What is covered in the AWS Cloud Practitioner Training course?
This course provides a comprehensive overview of AWS cloud concepts, services, and best practices. Students learn the fundamental components of AWS, including core services such as EC2, S3, and RDS, as well as the cloud deployment models and security basics.
Additionally, the training emphasizes understanding AWS pricing, support plans, and the shared responsibility model. The goal is to give learners the practical language needed to communicate effectively about AWS and to build a solid foundation for cloud computing careers or further certifications.
Is AWS Cloud Practitioner Training suitable for beginners?
Yes, this course is designed specifically for beginners with little to no prior experience in cloud computing or AWS. It focuses on foundational concepts, making complex topics accessible and easy to understand.
Through clear explanations and practical examples, learners develop the essential knowledge needed to engage confidently in cloud discussions and support AWS-based projects. It’s an ideal starting point before pursuing more advanced certifications or specialized roles in cloud architecture or operations.
How does the AWS Cloud Practitioner certification relate to this training?
The training course prepares students for the AWS Certified Cloud Practitioner exam, which validates foundational AWS knowledge. While the course offers broad coverage of AWS concepts, it aligns closely with the exam objectives to ensure readiness.
Passing the certification demonstrates a basic understanding of AWS cloud concepts, services, and security. It’s a valuable credential for those seeking roles in cloud support, sales, or entry-level cloud architecture, and can serve as a stepping stone toward more advanced AWS certifications.
Can this AWS Cloud Practitioner Training help me get a cloud support or entry-level role?
Absolutely. The course equips you with the practical language and foundational knowledge needed to communicate effectively within cloud teams. This is highly valuable for support roles, cloud analyst positions, or entry-level cloud engineering jobs.
Understanding AWS core services, billing, and security concepts enables you to support existing infrastructure or contribute to cloud migration projects. Combined with a relevant certification, this training can significantly improve your chances of landing an entry-level role in cloud computing or AWS support teams.
What misconceptions might I have before taking the AWS Cloud Practitioner Training?
One common misconception is that AWS knowledge is only for technical specialists or cloud architects.
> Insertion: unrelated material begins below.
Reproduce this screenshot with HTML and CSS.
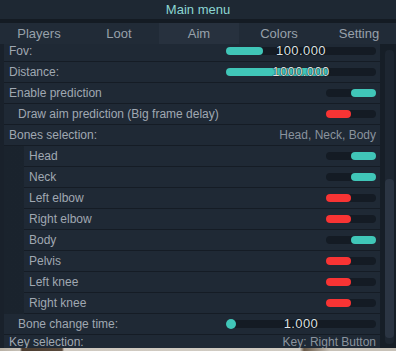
FILE: index.html
```html
<!DOCTYPE html>
<html lang="en">
<head>
  <meta charset="UTF-8" />
  <title>Main menu</title>
  <link rel="stylesheet" href="styles.css">
</head>
<body>
  <div class="menu">
    <div class="title">Main menu</div>
    <div class="tabs">
      <div class="tab">Players</div>
      <div class="tab">Loot</div>
      <div class="tab active">Aim</div>
      <div class="tab">Colors</div>
      <div class="tab">Setting</div>
    </div>
    <div class="content">
      <div class="list">
        <div class="rows">
          <div class="row">
            <span class="label">Fov:</span>
            <div class="slider"><div class="fill" style="width: 37px"></div><span class="value">100.000</span></div>
          </div>
          <div class="row">
            <span class="label">Distance:</span>
            <div class="slider"><div class="fill" style="width: 103px"></div><span class="value">1000.000</span></div>
          </div>
          <div class="row">
            <span class="label">Enable prediction</span>
            <div class="toggle on"><div class="knob"></div></div>
          </div>
          <div class="row">
            <span class="label sub">Draw aim prediction (Big frame delay)</span>
            <div class="toggle off"><div class="knob"></div></div>
          </div>
          <div class="row">
            <span class="label">Bones selection:</span>
            <span class="info">Head, Neck, Body</span>
          </div>
          <div class="group">
            <div class="row">
              <span class="label">Head</span>
              <div class="toggle on"><div class="knob"></div></div>
            </div>
            <div class="row">
              <span class="label">Neck</span>
              <div class="toggle on"><div class="knob"></div></div>
            </div>
            <div class="row">
              <span class="label">Left elbow</span>
              <div class="toggle off"><div class="knob"></div></div>
            </div>
            <div class="row">
              <span class="label">Right elbow</span>
              <div class="toggle off"><div class="knob"></div></div>
            </div>
            <div class="row">
              <span class="label">Body</span>
              <div class="toggle on"><div class="knob"></div></div>
            </div>
            <div class="row">
              <span class="label">Pelvis</span>
              <div class="toggle off"><div class="knob"></div></div>
            </div>
            <div class="row">
              <span class="label">Left knee</span>
              <div class="toggle off"><div class="knob"></div></div>
            </div>
            <div class="row">
              <span class="label">Right knee</span>
              <div class="toggle off"><div class="knob"></div></div>
            </div>
          </div>
          <div class="row">
            <span class="label sub">Bone change time:</span>
            <div class="slider"><div class="dot"></div><span class="value">1.000</span></div>
          </div>
          <div class="row last">
            <span class="label">Key selection:</span>
            <span class="info">Key: Right Button</span>
          </div>
        </div>
      </div>
      <div class="scrollbar"><div class="thumb"></div></div>
    </div>
    <div class="scene"></div>
  </div>
</body>
</html>
```

FILE: styles.css
```css
body {
  margin: 0;
  background: #18202a;
  font-family: "Liberation Sans", Arial, sans-serif;
  overflow: hidden;
}
.menu {
  width: 396px;
  height: 351px;
  display: flex;
  flex-direction: column;
  background: #18202a;
}
.title {
  height: 19px;
  line-height: 19px;
  background: #1e2833;
  color: #8cd6d2;
  font-size: 13px;
  text-align: center;
  border-bottom: 4px solid #141b23;
}
.tabs {
  height: 21px;
  display: grid;
  grid-template-columns: repeat(5, 80px);
  margin-left: -1px;
  background: #212b37;
}
.tab {
  line-height: 21px;
  text-align: center;
  color: #98a1ab;
  font-size: 13px;
  white-space: nowrap;
  overflow: hidden;
}
.tab.active {
  background: #27313e;
}
.content {
  height: 304px;
  display: flex;
  background: #161e27;
}
.list {
  width: 376px;
  padding-left: 4px;
  overflow: hidden;
  background: #19212b;
}
.rows {
  margin-top: -3px;
}
.row {
  height: 20px;
  border-bottom: 1px solid #151c25;
  background: #1f2935;
  display: flex;
  align-items: center;
  justify-content: space-between;
  padding-right: 4px;
}
.row.last {
  align-items: flex-start;
  padding-top: 2px;
}
.row.last span {
  line-height: 11px;
}
.label {
  padding-left: 5px;
  color: #a0a8b2;
  font-size: 12px;
  white-space: nowrap;
}
.label.sub {
  padding-left: 14px;
}
.group {
  padding-left: 20px;
  background: linear-gradient(90deg, #1a232d, #1d2631);
}
.info {
  color: #8a939e;
  font-size: 12px;
}
.slider {
  position: relative;
  width: 150px;
  height: 8px;
  border-radius: 4px;
  background: #141b24;
}
.fill {
  height: 8px;
  border-radius: 4px;
  background: #40c6b8;
}
.dot {
  position: absolute;
  left: 0;
  top: -1px;
  width: 10px;
  height: 10px;
  border-radius: 50%;
  background: #40c6b8;
}
.value {
  position: absolute;
  left: 0;
  right: 0;
  top: -3px;
  text-align: center;
  color: #dde2e6;
  font-size: 13px;
  line-height: 14px;
  letter-spacing: 0.4px;
  text-shadow: 0 0 1px #000, 0 0 1px #000;
}
.toggle {
  width: 50px;
  height: 8px;
  border-radius: 4px;
  background: #141b24;
  display: flex;
}
.knob {
  width: 25px;
  height: 8px;
  border-radius: 4px;
}
.toggle.on {
  justify-content: flex-end;
}
.toggle.on .knob {
  background: #40c6b8;
}
.toggle.off .knob {
  background: #f83434;
}
.scrollbar {
  width: 9px;
  margin: 6px 2px 4px 5px;
  border-radius: 4px;
  background: #1d2631;
  display: flex;
  flex-direction: column;
  justify-content: flex-end;
  padding-bottom: 6px;
}
.thumb {
  height: 159px;
  border-radius: 4px;
  background: #2b3543;
}
.scene {
  height: 3px;
  background: linear-gradient(90deg, #b8b0a4 0, #c6c0b6 20px, #4a3c30 22px, #5a4a3c 62px, #cfc9c0 64px, #d0cbc2 300px, #6a5a48 304px, #c8c2b8 330px);
}
```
In reality, this foundational training is designed for anyone involved in cloud conversations, including support, sales, or management roles.
Another misconception is that AWS is too complex for beginners. The course breaks down complex concepts into understandable segments, focusing on practical language and real-world applications. This approach helps demystify cloud computing and builds confidence in discussing AWS services and solutions.